Primeiro-ministro Recep Tayyip Erdogan: ns últimas semanas, o governo de Erdogan realizou punições sem precedentes na alta hierarquia da segurança nacional (AFP)
Da Redação
Publicado em 10 de janeiro de 2014 às 12h44.
Ancara - A tensão entre o governo turco e a justiça se converteu em guerra aberta nesta sexta-feira, quando o Parlamento analisava a controversa proposta de lei para reforçar o controle político sobre o sistema judicial, em pleno escândalo político-financeiro.
A algumas horas do início da análise pela comissão parlamentar deste texto (às 15h00 locais desta sexta-feira - 11h00 de Brasília -), o Alto Conselho dos Magistrados (HSKY), uma das principais instituições judiciais do país, denunciou as intenções inconstitucionais do primeiro-ministro, Recep Tayyip Erdogan.
"A proposta é contrária ao princípio do Estado de direito", considerou o HSKY em um comunicado.
"Com esta emenda, o Alto Conselho deve prestar contas ao ministério da Justiça. Esta emenda é contrária à Constituição", anunciou a Instituição, encarregada especialmente de nomear os magistrados.
Este projeto, redigido pelo Partido da Justiça e do Desenvolvimento (AKP), amplia a composição desta instituição e dá ao ministro da Justiça a última palavra sobre a nomeação de magistrados em instituições chave, como a Corte Constitucional.
O texto será votado a partir da próxima semana no Parlamento, onde o AKP goza de uma ampla maioria.
Após a operação anticorrupção de 17 de dezembro, esta iniciativa é a última tentativa dos islamitas moderados no poder de controlar a justiça, ante a investigação anticorrupção pela qual foram atingidos.
As investigações anticorrupção dirigidas pela Procuradoria de Istambul levaram à prisão de vinte empresários e personalidades próximas ao poder por corrupção, fraude e lavagem de dinheiro, e provocaram a renúncia de três ministros, além de uma ampla remodelação do governo.
Erdogan suspeita que na polícia e na justiça estão infiltrados membros do movimento muçulmano do pregador Fettullah Gullen, em guerra aberta contra o líder do país, a apenas alguns meses das eleições municipais de março e das presidenciais de agosto.
Nas últimas semanas, o governo de Erdogan realizou punições sem precedentes na alta hierarquia da segurança nacional, e vários magistrados foram transferidos ou declarados incompetentes, o que provocou muitas reações judiciais contra as pressões do governo.

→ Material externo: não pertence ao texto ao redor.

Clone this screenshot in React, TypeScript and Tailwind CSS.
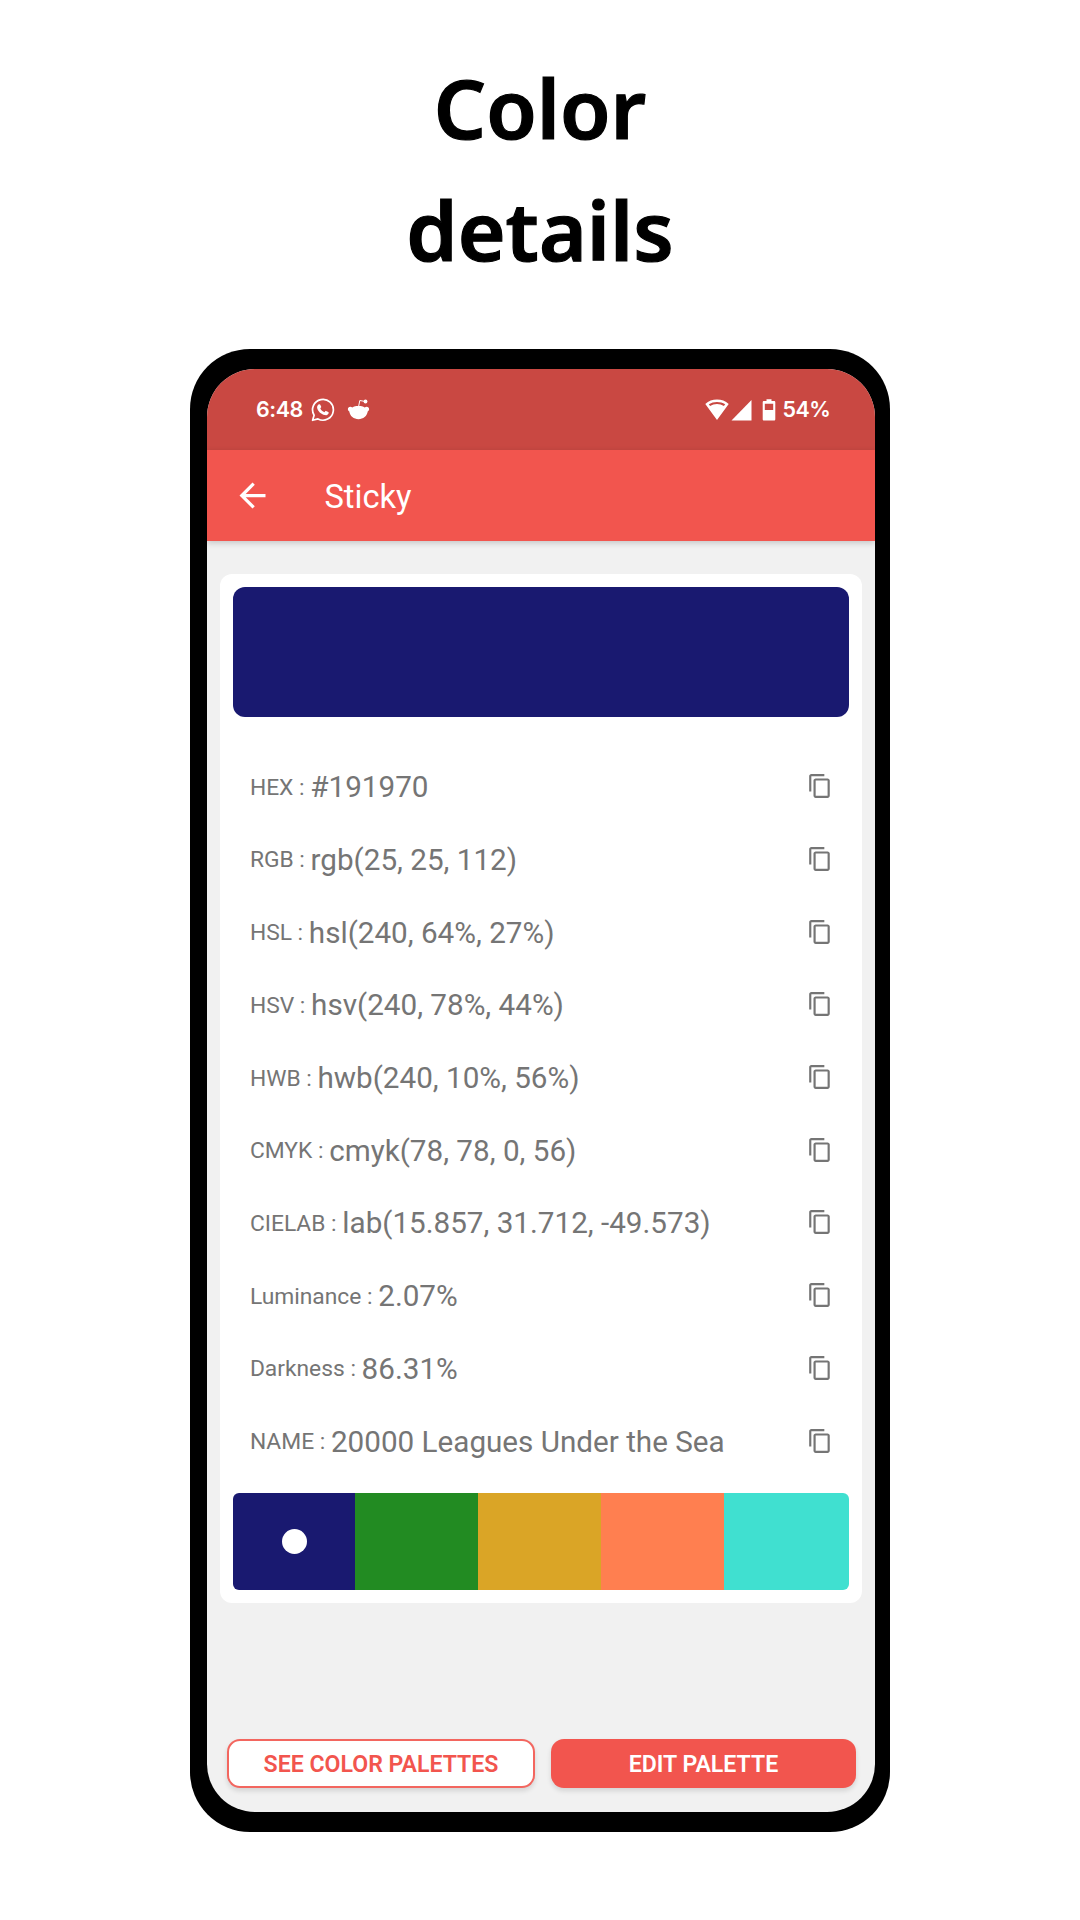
import React from "react";

const rows = [
  { label: "HEX", value: "#191970" },
  { label: "RGB", value: "rgb(25, 25, 112)" },
  { label: "HSL", value: "hsl(240, 64%, 27%)" },
  { label: "HSV", value: "hsv(240, 78%, 44%)" },
  { label: "HWB", value: "hwb(240, 10%, 56%)" },
  { label: "CMYK", value: "cmyk(78, 78, 0, 56)" },
  { label: "CIELAB", value: "lab(15.857, 31.712, -49.573)" },
  { label: "Luminance", value: "2.07%" },
  { label: "Darkness", value: "86.31%" },
  { label: "NAME", value: "20000 Leagues Under the Sea" },
];

function CopyIcon() {
  return (
    <svg className="-mt-px size-[26px] fill-[#757575]" viewBox="0 0 24 24">
      <path d="M16 1H4c-1.1 0-2 .9-2 2v14h2V3h12V1zm3 4H8c-1.1 0-2 .9-2 2v14c0 1.1.9 2 2 2h11c1.1 0 2-.9 2-2V7c0-1.1-.9-2-2-2zm0 16H8V7h11v14z" />
    </svg>
  );
}

function WhatsAppIcon() {
  return (
    <svg className="h-6 w-6" viewBox="0 0 24 24" fill="none">
      <path d="M1.6 22.3 3.1 17.2A10.4 10.4 0 1 1 7 20.900Z" stroke="white" strokeWidth="1.7" strokeLinejoin="round" />
      <path d="M8 6.300c.5-.3 1-.2 1.300.4l.9 2.100c.2.500-.6 1.200-.9 1.600.9 1.800 2.200 2.900 4.200 3.800.5-.5 1-1.500 1.500-1.300l2.300 1.100c.500.300.4.900.2 1.400-.6 1.500-2.200 2-3.700 1.700-3.800-.8-7.100-3.900-7.700-7.300-.2-1.500.7-2.900 1.900-3.500Z" fill="white" />
    </svg>
  );
}

function RedditIcon() {
  return (
    <svg className="ml-[12px] h-6 w-[23px]" viewBox="0 0 23 24">
      <path d="M11.500 8c2.600 0 4.500.5 6.200 1.400 2-1.500 4.600-.4 4.400 1.900 0 1-.6 1.800-1.400 2.300-.5 4.500-4.600 7.600-9.200 7.600s-8.700-3.100-9.200-7.600C1.500 13.100.9 12.300.9 11.300.7 9 3.300 7.900 5.300 9.400c1.700-.9 3.600-1.400 6.200-1.400Z" fill="white" />
      <path d="m11.600 8.500 1.200-6 5.500 1" stroke="white" strokeWidth="1" fill="none" />
      <circle cx="18.500" cy="3.500" r="1.900" fill="white" />
    </svg>
  );
}

function StatusBar() {
  return (
    <div className="flex h-[81px] items-center bg-[#c94842] pr-[46px] pl-[48.500px] text-white">
      <span className="w-[55.500px] font-['Inter'] text-[21.500px] font-semibold tracking-[-0.400px]">6:48</span>
      <WhatsAppIcon />
      <RedditIcon />
      <div className="ml-auto flex items-center">
        <svg className="h-6 w-6" viewBox="0 0 24 24" fill="white">
          <path d="M12 1.500C7.500 1.500 3.500 3 .3 5.900L12 22 23.700 5.900C20.500 3 16.500 1.500 12 1.500Zm0 2.400c2.900 0 5.700.8 8.200 2.400l-1.300 1.800A12.700 12.700 0 0 0 12 6.100c-2.500 0-4.900.7-6.900 2L3.800 6.300A15 15 0 0 1 12 3.900Z" fillRule="evenodd" />
        </svg>
        <svg className="ml-[2px] h-6 w-[21px]" viewBox="0 0 21 24" fill="white">
          <path d="M20.500 2v20.500H.5Z" />
        </svg>
        <svg className="ml-[10px] h-6 w-[14px]" viewBox="0 0 14 24" fill="white">
          <path d="M4.500 1.200h5V3H12c.8 0 1.300.5 1.300 1.300v16.900c0 .8-.5 1.300-1.300 1.300H2c-.8 0-1.300-.5-1.300-1.300V4.300C.7 3.500 1.200 3 2 3h2.500Zm-1.700 4.500V12h8.400V5.700Z" fillRule="evenodd" />
        </svg>
        <span className="ml-[6px] w-[47px] font-['Inter'] text-[21.500px] font-semibold tracking-[-0.500px]">54%</span>
      </div>
    </div>
  );
}

export default function App() {
  return (
    <div className="flex h-[1920px] w-[1080px] flex-col items-center bg-white font-['Roboto',sans-serif]">
      <h1 className="mt-[46px] h-[303px] text-center font-['Noto_Sans',sans-serif] text-[82px] leading-[122px] font-semibold text-black [-webkit-text-stroke:1.200px_black]">
        Color
        <br />
        details
      </h1>
      <main className="flex h-[1483px] w-[700px] flex-col rounded-[60px] bg-black pt-5 pr-[14.600px] pb-5 pl-[17.400px]">
        <div className="flex flex-1 flex-col overflow-hidden rounded-[48px] bg-[#f1f1f1]">
          <StatusBar />
          <header className="flex h-[91px] shrink-0 items-center bg-[#f2554e] pl-[26px] text-white shadow-[0_2px_6px_rgba(0,0,0,0.18)]">
            <svg className="size-[39px] fill-white" viewBox="0 0 24 24">
              <path d="M20 11H7.830l5.590-5.590L12 4l-8 8 8 8 1.410-1.410L7.830 13H20v-2z" />
            </svg>
            <span className="ml-[52px] pt-[5px] text-[32.700px]">Sticky</span>
          </header>
          <section className="mx-[13px] mt-[33px] flex h-[1028.500px] flex-col rounded-[12px] bg-white p-[13px] pb-[12.500px]">
            <div className="h-[129.500px] rounded-[12px] bg-[#191970]" />
            <ul className="mt-[34px] flex flex-col pr-[16px] pl-[16.500px] text-[#757575]">
              {rows.map((r) => (
                <li key={r.label} className="flex h-[72.700px] items-center">
                  <span className="pt-[2px] text-[22.800px] whitespace-pre">{r.label} : </span>
                  <span className="pt-[1.500px] text-[29.650px]">{r.value}</span>
                  <span className="ml-auto">
                    <CopyIcon />
                  </span>
                </li>
              ))}
            </ul>
            <div className="mt-auto flex h-[97.500px] overflow-hidden rounded-[6px]">
              <div className="flex w-[122px] items-center justify-center bg-[#191970]">
                <div className="size-[24.500px] rounded-full bg-white" />
              </div>
              <div className="w-[123px] bg-[#228b22]" />
              <div className="w-[123px] bg-[#daa526]" />
              <div className="w-[123px] bg-[#ff7f50]" />
              <div className="flex-1 bg-[#40e0d0]" />
            </div>
          </section>
          <div className="mt-auto mb-[24px] flex gap-[16px] pr-[19.500px] pl-[19.600px] text-[23.100px] font-semibold">
            <button className="h-[49px] w-[308px] rounded-[13px] border-2 border-[#f2554e]/90 bg-white pt-[3px] text-[#f2554e] shadow-[0_3px_5px_rgba(0,0,0,0.12)]">
              SEE COLOR PALETTES
            </button>
            <button className="h-[49px] flex-1 rounded-[13px] bg-[#f2554e] pt-[3px] text-white shadow-[0_3px_5px_rgba(0,0,0,0.12)]">
              EDIT PALETTE
            </button>
          </div>
        </div>
      </main>
    </div>
  );
}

A reforma do HSYK foi muito criticada pela oposição. "É evidente que é uma disposição contrária à Constituição", considerou o chefe do Partido Republicano do Povo (CHP), Kemal Kiliçdaroglu, "e o comunicado do HSYK é um ato de desafio ao poder".
A reforma judicial também foi denunciada por seus sócios europeus. O comissário de Direitos Humanos do Conselho da Europa, Nils Muiznieks, o considerou "um duro golpe à independência da justiça na Turquia".
Washington também mostrou na quinta-feira sua preocupação pela guinada dos acontecimentos e lembrou seu apoio "ao desejo do povo turco de ter um sistema judicial justo e transparente".
Além das consequências sobre a divisa nacional e os mercados financeiros, a tempestade político-judicial que atinge a Turquia também ameaça o futuro de Erdogan, na liderança do país desde 2002.
Uma pesquisa mostrou na quinta-feira uma queda nas intenções de voto ao seu partido, que obteria 42% de apoios se fossem realizadas eleições legislativas nesse momento, o que marca uma queda de 2% em relação a julho.